Aim =
Repeat every line exactly, keeping the pictures out of the copy.

----- Dataset extract

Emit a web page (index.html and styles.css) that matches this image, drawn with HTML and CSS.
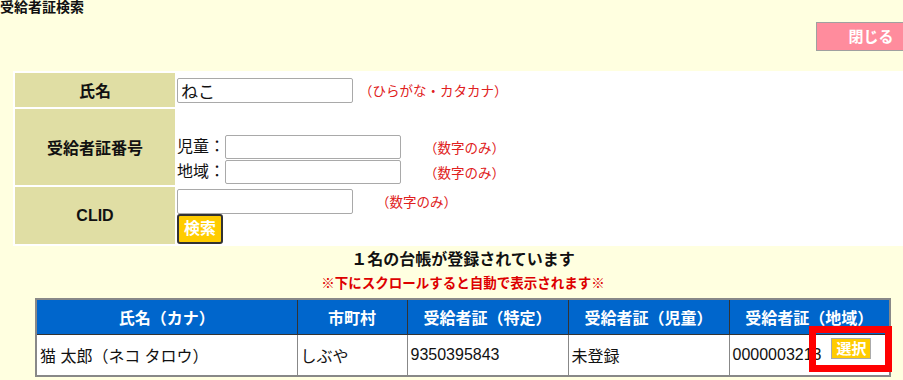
FILE: index.html
```html
<!DOCTYPE html>
<html lang="ja">
<head>
<meta charset="utf-8">
<title>受給者証検索</title>
<link rel="stylesheet" href="styles.css">
</head>
<body>
<div class="page">
  <h1 class="title">受給者証検索</h1>
  <div class="close-row"><button class="btn-close" type="button">閉じる</button></div>

  <table class="search">
    <tr class="r-name">
      <th>氏名</th>
      <td>
        <div class="line">
          <input class="txt" type="text" value="ねこ">
          <span class="hint hint-near">（ひらがな・カタカナ）</span>
        </div>
      </td>
    </tr>
    <tr class="r-num">
      <th>受給者証番号</th>
      <td class="bottom">
        <div class="line"><span class="lbl">児童：</span><input class="txt txt-n" type="text"><span class="hint">（数字のみ）</span></div>
        <div class="line"><span class="lbl">地域：</span><input class="txt txt-n" type="text"><span class="hint">（数字のみ）</span></div>
      </td>
    </tr>
    <tr class="r-clid">
      <th class="latin">CLID</th>
      <td class="top">
        <div class="line"><input class="txt" type="text"><span class="hint hint-far">（数字のみ）</span></div>
        <button class="btn-search" type="button">検索</button>
      </td>
    </tr>
  </table>

  <p class="count">１名の台帳が登録されています</p>
  <p class="notice">※下にスクロールすると自動で表示されます※</p>

  <table class="result">
    <colgroup>
      <col class="c1"><col class="c2"><col class="c3"><col class="c4"><col class="c5">
    </colgroup>
    <thead>
      <tr>
        <th>氏名（カナ）</th>
        <th>市町村</th>
        <th>受給者証（特定）</th>
        <th>受給者証（児童）</th>
        <th>受給者証（地域）</th>
      </tr>
    </thead>
    <tbody>
      <tr>
        <td>猫 太郎（ネコ タロウ）</td>
        <td>しぶや</td>
        <td>9350395843</td>
        <td>未登録</td>
        <td>
          <div class="sel-cell">
            <span>0000003213</span>
            <span class="sel-wrap"><button class="btn-select" type="button">選択</button><span class="mark"></span></span>
          </div>
        </td>
      </tr>
    </tbody>
  </table>
</div>
</body>
</html>
```

FILE: styles.css
```css
html, body {
  margin: 0;
  padding: 0;
  background: #ffffe0;
  overflow: hidden;
}

body {
  font-family: "Liberation Sans", "Noto Sans CJK JP", sans-serif;
  color: #111;
}

.page {
  width: 926px;
}

.title {
  margin: 0;
  font-size: 14px;
  line-height: 14px;
  font-weight: bold;
}

.close-row {
  display: flex;
  justify-content: flex-end;
  margin-top: 8px;
}

.btn-close {
  width: 110px;
  height: 29px;
  background: #ff8c9d;
  border: 1px solid #a0a0a0;
  color: #fff;
  font-family: inherit;
  font-size: 15px;
  font-weight: bold;
  padding: 0;
  line-height: 1;
}

/* search form */
.search {
  margin: 20px 13px 0;
  width: 900px;
  background: #fff;
  border-spacing: 2px;
}

.search th {
  width: 160px;
  background: #e0dea4;
  font-size: 16px;
  font-weight: bold;
  padding: 0;
}

.search td {
  padding: 0;
  vertical-align: middle;
}

.search td.bottom {
  vertical-align: bottom;
  padding-bottom: 1px;
}

.search td.top {
  vertical-align: top;
  padding-top: 2px;
}

.r-name { height: 34px; }
.r-num { height: 76px; }
.r-clid { height: 56px; }

.line {
  display: flex;
  align-items: center;
  height: 24px;
}

.line + .line {
  margin-top: 1px;
}

.lbl {
  font-size: 16px;
  line-height: 24px;
}

.txt {
  box-sizing: border-box;
  width: 176px;
  height: 25px;
  border: 1px solid #a9a9a9;
  border-radius: 2px;
  padding: 0 3px;
  margin: 0;
  font-family: inherit;
  font-size: 17px;
  color: #111;
  background: #fff;
}

.txt-n {
  width: 176px;
  height: 24px;
}

.hint {
  color: #e02020;
  font-size: 13.5px;
  margin-left: 23px;
}

.hint-near { margin-left: 6px; }
.hint-far { margin-left: 23px; }

.btn-search {
  display: block;
  box-sizing: border-box;
  width: 46px;
  height: 30px;
  margin: 1px 0 0;
  padding: 0;
  background: #ffcc00;
  border: 2px solid #333;
  border-radius: 3px;
  color: #fff;
  font-family: inherit;
  font-size: 16px;
  font-weight: bold;
  line-height: 1;
}

/* messages */
.count {
  margin: 4px 0 0;
  text-align: center;
  font-size: 16px;
  line-height: 20px;
  font-weight: bold;
}

.notice {
  margin: 5px 0 0;
  text-align: center;
  font-size: 13.5px;
  line-height: 18px;
  font-weight: bold;
  color: #dd0000;
}

/* result table */
.result {
  margin: 5px auto 0;
  width: 854px;
  table-layout: fixed;
  border-collapse: collapse;
  border: 2px solid #888;
  background: #fff;
}

.c1 { width: 261px; }
.c2 { width: 110px; }
.c3 { width: 161px; }
.c4 { width: 161px; }
.c5 { width: 161px; }

.result th {
  height: 34px;
  padding: 0;
  background: #0066cc;
  color: #fff;
  font-size: 16px;
  font-weight: bold;
  border: 1px solid #333;
  text-align: center;
}

.result td {
  height: 40px;
  padding: 0 0 0 3px;
  font-size: 16px;
  border: 1px solid #888;
  text-align: left;
}

.sel-cell {
  display: flex;
  align-items: center;
  gap: 10px;
  white-space: nowrap;
}

.sel-wrap {
  position: relative;
  margin-bottom: 14px;
}

.btn-select {
  display: block;
  box-sizing: border-box;
  width: 40px;
  height: 21px;
  padding: 0;
  margin: 0;
  background: #ffcc00;
  border: 1px solid #aaa;
  color: #fff;
  font-family: inherit;
  font-size: 15px;
  font-weight: bold;
  line-height: 1;
}

.mark {
  position: absolute;
  left: -22px;
  top: -12px;
  width: 83px;
  height: 46px;
  box-sizing: border-box;
  border: 7px solid #ff0000;
}
```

----------

Solution =
Emit a web page (index.html and styles.css) that matches this image, drawn with HTML and CSS.
FILE: index.html
```html
<!DOCTYPE html>
<html lang="ja">
<head>
<meta charset="utf-8">
<title>受給者証検索</title>
<link rel="stylesheet" href="styles.css">
</head>
<body>
<div class="page">
  <h1 class="title">受給者証検索</h1>
  <div class="close-row"><button class="btn-close" type="button">閉じる</button></div>

  <table class="search">
    <tr class="r-name">
      <th>氏名</th>
      <td>
        <div class="line">
          <input class="txt" type="text" value="ねこ">
          <span class="hint hint-near">（ひらがな・カタカナ）</span>
        </div>
      </td>
    </tr>
    <tr class="r-num">
      <th>受給者証番号</th>
      <td class="bottom">
        <div class="line"><span class="lbl">児童：</span><input class="txt txt-n" type="text"><span class="hint">（数字のみ）</span></div>
        <div class="line"><span class="lbl">地域：</span><input class="txt txt-n" type="text"><span class="hint">（数字のみ）</span></div>
      </td>
    </tr>
    <tr class="r-clid">
      <th class="latin">CLID</th>
      <td class="top">
        <div class="line"><input class="txt" type="text"><span class="hint hint-far">（数字のみ）</span></div>
        <button class="btn-search" type="button">検索</button>
      </td>
    </tr>
  </table>

  <p class="count">１名の台帳が登録されています</p>
  <p class="notice">※下にスクロールすると自動で表示されます※</p>

  <table class="result">
    <colgroup>
      <col class="c1"><col class="c2"><col class="c3"><col class="c4"><col class="c5">
    </colgroup>
    <thead>
      <tr>
        <th>氏名（カナ）</th>
        <th>市町村</th>
        <th>受給者証（特定）</th>
        <th>受給者証（児童）</th>
        <th>受給者証（地域）</th>
      </tr>
    </thead>
    <tbody>
      <tr>
        <td>猫 太郎（ネコ タロウ）</td>
        <td>しぶや</td>
        <td>9350395843</td>
        <td>未登録</td>
        <td>
          <div class="sel-cell">
            <span>0000003213</span>
            <span class="sel-wrap"><button class="btn-select" type="button">選択</button><span class="mark"></span></span>
          </div>
        </td>
      </tr>
    </tbody>
  </table>
</div>
</body>
</html>
```

FILE: styles.css
```css
html, body {
  margin: 0;
  padding: 0;
  background: #ffffe0;
  overflow: hidden;
}

body {
  font-family: "Liberation Sans", "Noto Sans CJK JP", sans-serif;
  color: #111;
}

.page {
  width: 926px;
}

.title {
  margin: 0;
  font-size: 14px;
  line-height: 14px;
  font-weight: bold;
}

.close-row {
  display: flex;
  justify-content: flex-end;
  margin-top: 8px;
}

.btn-close {
  width: 110px;
  height: 29px;
  background: #ff8c9d;
  border: 1px solid #a0a0a0;
  color: #fff;
  font-family: inherit;
  font-size: 15px;
  font-weight: bold;
  padding: 0;
  line-height: 1;
}

/* search form */
.search {
  margin: 20px 13px 0;
  width: 900px;
  background: #fff;
  border-spacing: 2px;
}

.search th {
  width: 160px;
  background: #e0dea4;
  font-size: 16px;
  font-weight: bold;
  padding: 0;
}

.search td {
  padding: 0;
  vertical-align: middle;
}

.search td.bottom {
  vertical-align: bottom;
  padding-bottom: 1px;
}

.search td.top {
  vertical-align: top;
  padding-top: 2px;
}

.r-name { height: 34px; }
.r-num { height: 76px; }
.r-clid { height: 56px; }

.line {
  display: flex;
  align-items: center;
  height: 24px;
}

.line + .line {
  margin-top: 1px;
}

.lbl {
  font-size: 16px;
  line-height: 24px;
}

.txt {
  box-sizing: border-box;
  width: 176px;
  height: 25px;
  border: 1px solid #a9a9a9;
  border-radius: 2px;
  padding: 0 3px;
  margin: 0;
  font-family: inherit;
  font-size: 17px;
  color: #111;
  background: #fff;
}

.txt-n {
  width: 176px;
  height: 24px;
}

.hint {
  color: #e02020;
  font-size: 13.5px;
  margin-left: 23px;
}

.hint-near { margin-left: 6px; }
.hint-far { margin-left: 23px; }

.btn-search {
  display: block;
  box-sizing: border-box;
  width: 46px;
  height: 30px;
  margin: 1px 0 0;
  padding: 0;
  background: #ffcc00;
  border: 2px solid #333;
  border-radius: 3px;
  color: #fff;
  font-family: inherit;
  font-size: 16px;
  font-weight: bold;
  line-height: 1;
}

/* messages */
.count {
  margin: 4px 0 0;
  text-align: center;
  font-size: 16px;
  line-height: 20px;
  font-weight: bold;
}

.notice {
  margin: 5px 0 0;
  text-align: center;
  font-size: 13.5px;
  line-height: 18px;
  font-weight: bold;
  color: #dd0000;
}

/* result table */
.result {
  margin: 5px auto 0;
  width: 854px;
  table-layout: fixed;
  border-collapse: collapse;
  border: 2px solid #888;
  background: #fff;
}

.c1 { width: 261px; }
.c2 { width: 110px; }
.c3 { width: 161px; }
.c4 { width: 161px; }
.c5 { width: 161px; }

.result th {
  height: 34px;
  padding: 0;
  background: #0066cc;
  color: #fff;
  font-size: 16px;
  font-weight: bold;
  border: 1px solid #333;
  text-align: center;
}

.result td {
  height: 40px;
  padding: 0 0 0 3px;
  font-size: 16px;
  border: 1px solid #888;
  text-align: left;
}

.sel-cell {
  display: flex;
  align-items: center;
  gap: 10px;
  white-space: nowrap;
}

.sel-wrap {
  position: relative;
  margin-bottom: 14px;
}

.btn-select {
  display: block;
  box-sizing: border-box;
  width: 40px;
  height: 21px;
  padding: 0;
  margin: 0;
  background: #ffcc00;
  border: 1px solid #aaa;
  color: #fff;
  font-family: inherit;
  font-size: 15px;
  font-weight: bold;
  line-height: 1;
}

.mark {
  position: absolute;
  left: -22px;
  top: -12px;
  width: 83px;
  height: 46px;
  box-sizing: border-box;
  border: 7px solid #ff0000;
}
```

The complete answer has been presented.